JACKSONVILLE, Fla. – After a week in which a truck drove off an overpass, killing the driver, and another driver remains in critical condition after his SUV plunged off the Hart Bridge, people are voicing concerns over the safety of guardrails.
"I went to school and found out that he had taken a crash over this railing and passed away," said Branden Chevrefils, a friend of Joseph Ojeda, 29, the man who died when his pickup truck went off the Clark Road flyover from North Main Street.
"They just saw him go airborne off the road and landed down here under the expressway," Chevrefils said.
Ojeda was taken to UF Health Jacksonville, where he died.
Troopers are still investigating what caused Ojeda's pickup to go of overpass..
"I think the problem lies in the barriers that they have up there," Chevrefils said. "They don't look like they can't withstand any large vehicle going at any speed."
The very next day an SUV driven by James Lamphier, 30, flew over the barrier wall of the Hart Bridge a landed more than 30 feet below. Lamphier was transported to the hospital in critical condition.

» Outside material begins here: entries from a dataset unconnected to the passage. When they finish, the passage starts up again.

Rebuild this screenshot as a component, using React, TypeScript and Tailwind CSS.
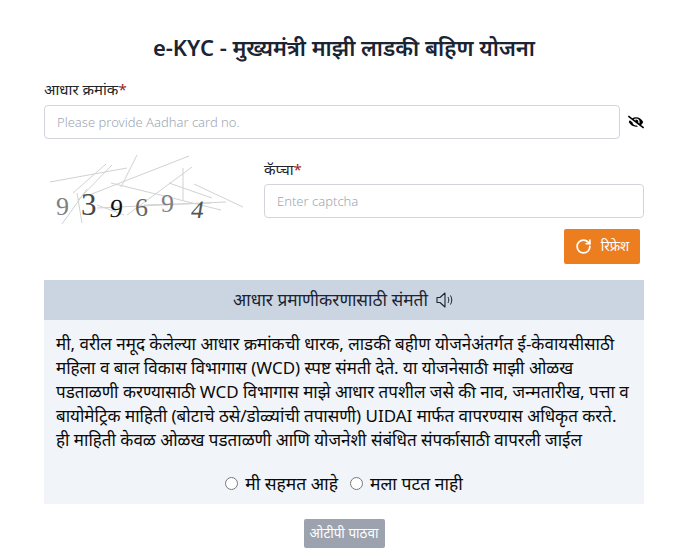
import { RotateCw } from 'lucide-react';
import { FaEyeSlash } from 'react-icons/fa';

const NOISE = [
  [50, 182, 127, 168],
  [73, 193, 106, 164],
  [78, 200, 112, 165],
  [62, 224, 87, 189],
  [77, 193, 82, 223],
  [84, 197, 189, 156],
  [121, 187, 137, 155],
  [111, 183, 221, 210],
  [169, 183, 212, 198],
  [194, 184, 243, 207],
  [183, 168, 183, 200],
  [127, 215, 192, 167],
  [97, 208, 226, 202],
  [97, 205, 124, 215],
  [144, 205, 211, 203],
];

const DIGITS = [
  { c: '9', x: 56, y: 215, size: 26, fill: '#808080', skew: 0 },
  { c: '3', x: 81, y: 215, size: 31, fill: '#484848', skew: 0 },
  { c: '9', x: 109, y: 217, size: 26, fill: '#111111', skew: -6 },
  { c: '6', x: 135, y: 216, size: 26, fill: '#666666', skew: 0 },
  { c: '9', x: 161, y: 212, size: 26, fill: '#808080', skew: 0 },
  { c: '4', x: 190, y: 218, size: 25, fill: '#555555', skew: -10 },
];

function Captcha() {
  return (
    <svg width="200" height="74" viewBox="44 153 200 74" className="shrink-0">
      {NOISE.map((l, i) => (
        <line key={i} x1={l[0]} y1={l[1]} x2={l[2]} y2={l[3]} stroke="#d2d2d2" strokeWidth="1" />
      ))}
      {DIGITS.map((d, i) => (
        <text
          key={i}
          transform={`translate(${d.x} ${d.y}) skewX(${d.skew})`}
          fontSize={d.size}
          fontFamily="'Liberation Serif', serif"
          fill={d.fill}
        >
          {d.c}
        </text>
      ))}
    </svg>
  );
}

// outline speaker with two small waves
function SpeakerIcon() {
  return (
    <svg width="19" height="16" viewBox="0 0 19 16" fill="none" stroke="currentColor" className="ml-[8px]">
      <path d="M1 5.5H4L9 1V15L4 10.5H1Z" strokeWidth="1.1" strokeLinejoin="round" />
      <path d="M12 5C13 7 13 9 12 11" strokeWidth="1" />
      <path d="M14.5 3.5C16.2 6.5 16.2 9.5 14.5 12.5" strokeWidth="1" />
    </svg>
  );
}

export default function App() {
  return (
    <div className="w-[690px] h-[555px] bg-white overflow-hidden font-['Noto_Sans','Open_Sans',sans-serif] text-[#212529]">
      <div className="w-[600px] ml-[44px] pt-[32px]">
        <h1 className="text-center text-[22px] leading-[30px] font-semibold text-[#1a2433]">
          e-KYC - मुख्यमंत्री माझी लाडकी बहिण योजना
        </h1>

        <label className="block mt-[17px] text-[15px] leading-[20px] text-[#212529]">
          आधार क्रमांक<span className="text-[#991b1b]">*</span>
        </label>
        <div className="flex items-center mt-[6px]">
          <input
            placeholder="Please provide Aadhar card no."
            className="w-[576px] h-[34px] border border-[#d1d5db] rounded px-3 text-[13px] font-light placeholder:text-[#a0a7b2] bg-white"
          />
          <span className="ml-[8px] text-black">
            <FaEyeSlash size={16} />
          </span>
        </div>

        <div className="flex mt-[14px]">
          <Captcha />
          <div className="ml-[20px] flex-1 pt-[6px]">
            <label className="block text-[15px] leading-[20px]">
              कॅप्चा<span className="text-[#991b1b]">*</span>
            </label>
            <input
              placeholder="Enter captcha"
              className="w-full h-[34px] mt-[5px] border border-[#d1d5db] rounded px-3 text-[13px] font-light placeholder:text-[#a0a7b2] bg-white"
            />
          </div>
        </div>

        <div className="flex justify-end mt-[2px] pr-[4px]">
          <button className="w-[76px] h-[35px] bg-[#ec7e20] text-white rounded-[2px] flex items-center justify-center gap-[9px] text-[13.5px]">
            <RotateCw size={17} strokeWidth={2.5} />
            रिफ्रेश
          </button>
        </div>

        <div className="mt-[16px] h-[40px] bg-[#cbd5e1] flex items-center justify-center text-[17.3px] text-[#1a2433]">
          आधार प्रमाणीकरणासाठी संमती
          <SpeakerIcon />
        </div>
        <div className="h-[184px] bg-[#f1f5f9] px-3 pt-[12px] text-[#0a0a0a]">
          <p className="text-[17px] leading-[24px] whitespace-nowrap">
            मी, वरील नमूद केलेल्या आधार क्रमांकची धारक, लाडकी बहीण योजनेअंतर्गत ई-केवायसीसाठी
            <br />
            महिला व बाल विकास विभागास (WCD) स्पष्ट संमती देते. या योजनेसाठी माझी ओळख
            <br />
            पडताळणी करण्यासाठी WCD विभागास माझे आधार तपशील जसे की नाव, जन्मतारीख, पत्ता व
            <br />
            बायोमेट्रिक माहिती (बोटाचे ठसे/डोळ्यांची तपासणी) UIDAI मार्फत वापरण्यास अधिकृत करते.
            <br />
            ही माहिती केवळ ओळख पडताळणी आणि योजनेशी संबंधित संपर्कासाठी वापरली जाईल
          </p>
          <div className="flex items-center justify-center mt-[19px] text-[17.5px] leading-[24px]">
            <input type="radio" name="consent" className="w-[13px] h-[13px] mr-[7px]" />
            <span>मी सहमत आहे</span>
            <input type="radio" name="consent" className="w-[13px] h-[13px] ml-[12px] mr-[7px]" />
            <span>मला पटत नाही</span>
          </div>
        </div>

        <div className="flex justify-center mt-[15px]">
          <button className="w-[81px] h-[29px] bg-[#9ca3af] text-white rounded-[2px] text-[13.5px]">
            ओटीपी पाठवा
          </button>
        </div>
      </div>
    </div>
  );
}
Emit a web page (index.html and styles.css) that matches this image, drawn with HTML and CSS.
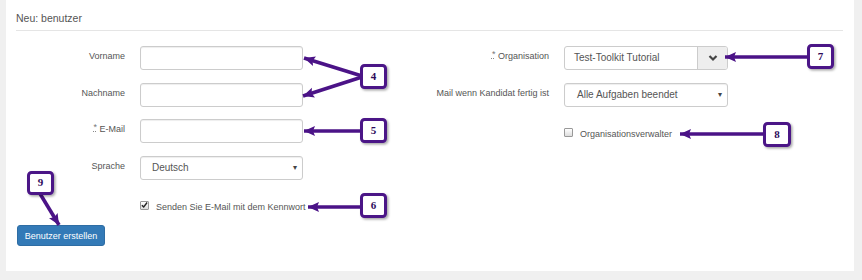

Witnesses told police he was switching lanes and struck the concrete barrier. Police cited Lamphier for failure to maintain a single lane and synthetic marijuana was found in the SUV.
Over the weekend, an SUV was left dangling from the edge of the same Northside overpass where Ojeda was killed. Police say the driver had medical complications that caused him to crash his vehicle into the 2-foot-high barrier. The driver died at the scene. His wife and daughter were also in the car at the time but unharmed.
While the Florida Department of Transportation the barriers do meet national standards, some people say it's just not enough to ensure our safety.
FDOT spokesman Ron Tittle said the barriers are designed to keep vehicles on the roadway, but factors like speeding or certain weather conditions may affect that.
"Our engineers look at the crash data. They'll go and review the fatalities to see if there's any factors involved as far as the design," Tittle said.
Tittle said bridges and overpasses are inspected at least every two to three years to make sure the national safety standards are met. Some drivers are still pushing for the barriers to be raised.